Les Croates ont dit "oui" à leur entrée dans l'Union européenne quelques jours après avoir célébré le 20e anniversaire de la reconnaissance internationale de l'indépendance de leur pays et 5 jours après que l'OSCE a annoncé la fin de sa mission dans le pays (celle-ci avait débuté en 1996).

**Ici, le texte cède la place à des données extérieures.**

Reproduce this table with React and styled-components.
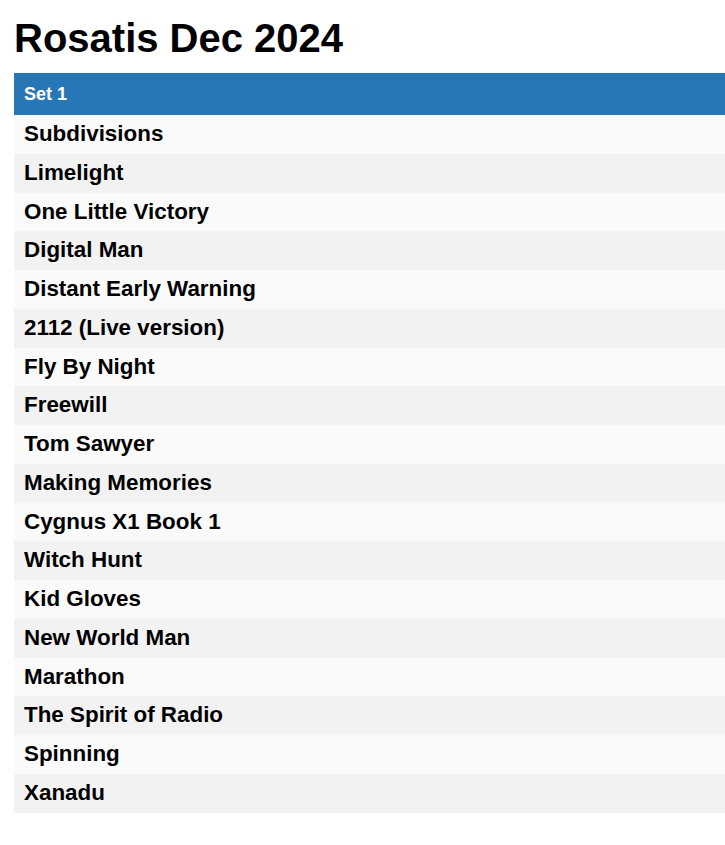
import React from 'react'
import styled, { createGlobalStyle } from 'styled-components'

const GlobalStyle = createGlobalStyle`
  html, body {
    margin: 0;
    padding: 0;
    background: #fff;
    overflow: hidden;
  }
  body {
    font-family: 'Liberation Sans', Arial, sans-serif;
    color: #000;
  }
`

const Page = styled.div`
  padding: 15px 0 0 14px;
`

const Title = styled.h1`
  margin: 0 0 12px 0;
  font-size: 40px;
  font-weight: bold;
  line-height: 46px;
`

const Table = styled.table`
  width: 100%;
  border-collapse: collapse;
`

const Th = styled.th`
  background-color: #2777b7;
  color: #fff;
  text-align: left;
  font-size: 18px;
  font-weight: bold;
  height: 42px;
  padding: 0 10px;
  box-sizing: border-box;
`

const Tr = styled.tr`
  background-color: ${(props) => (props.$even ? '#f2f2f2' : '#fafafa')};
`

const Td = styled.td`
  font-size: 22.4px;
  font-weight: bold;
  padding: 6px 10px 7px;
  line-height: 25.75px;
`

const songs = [
  'Subdivisions',
  'Limelight',
  'One Little Victory',
  'Digital Man',
  'Distant Early Warning',
  '2112 (Live version)',
  'Fly By Night',
  'Freewill',
  'Tom Sawyer',
  'Making Memories',
  'Cygnus X1 Book 1',
  'Witch Hunt',
  'Kid Gloves',
  'New World Man',
  'Marathon',
  'The Spirit of Radio',
  'Spinning',
  'Xanadu',
]

const App = () => {
  return (
    <Page>
      <GlobalStyle />
      <Title>Rosatis Dec 2024</Title>
      <Table>
        <thead>
          <tr>
            <Th>Set 1</Th>
          </tr>
        </thead>
        <tbody>
          {songs.map((song, i) => (
            <Tr key={i} $even={i % 2 === 1}>
              <Td>{song}</Td>
            </Tr>
          ))}
        </tbody>
      </Table>
    </Page>
  )
}

export default App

Le traité d'adhésion de la Croatie doit maintenant être ratifié par les 27 Etats membres avant le 1er juillet 2013, date à laquelle Zagreb deviendra la deuxième des six anciennes Républiques de l'ex-Yougoslavie à rejoindre l'Union européenne. Tous les Etats des Balkans occidentaux sont invités à rejoindre les Vingt-sept. Le Monténégro et la Macédoine ont obtenu le statut de candidats officiels mais leurs négociations d'adhésion n'ont pas encore débuté. Skopje est en conflit avec Athènes à propos du nom même de Macédoine ; les autorités européennes ont demandé à Podgorica de poursuivre ses réformes et de progresser dans la lutte contre la corruption et le crime organisé, des évolutions indispensables pour l'ouverture des négociations d'adhésion en juin 2012. L'Albanie et la Serbie sont dans l'attente. Le 9 décembre dernier, jour où Zagreb signait son traité d'adhésion, Belgrade s'est vu refuser le statut de candidat officiel. Bruxelles a invité les Serbes à progresser dans leur dialogue avec leurs voisins kosovars et promis d'examiner de nouveau leur candidature en février prochain.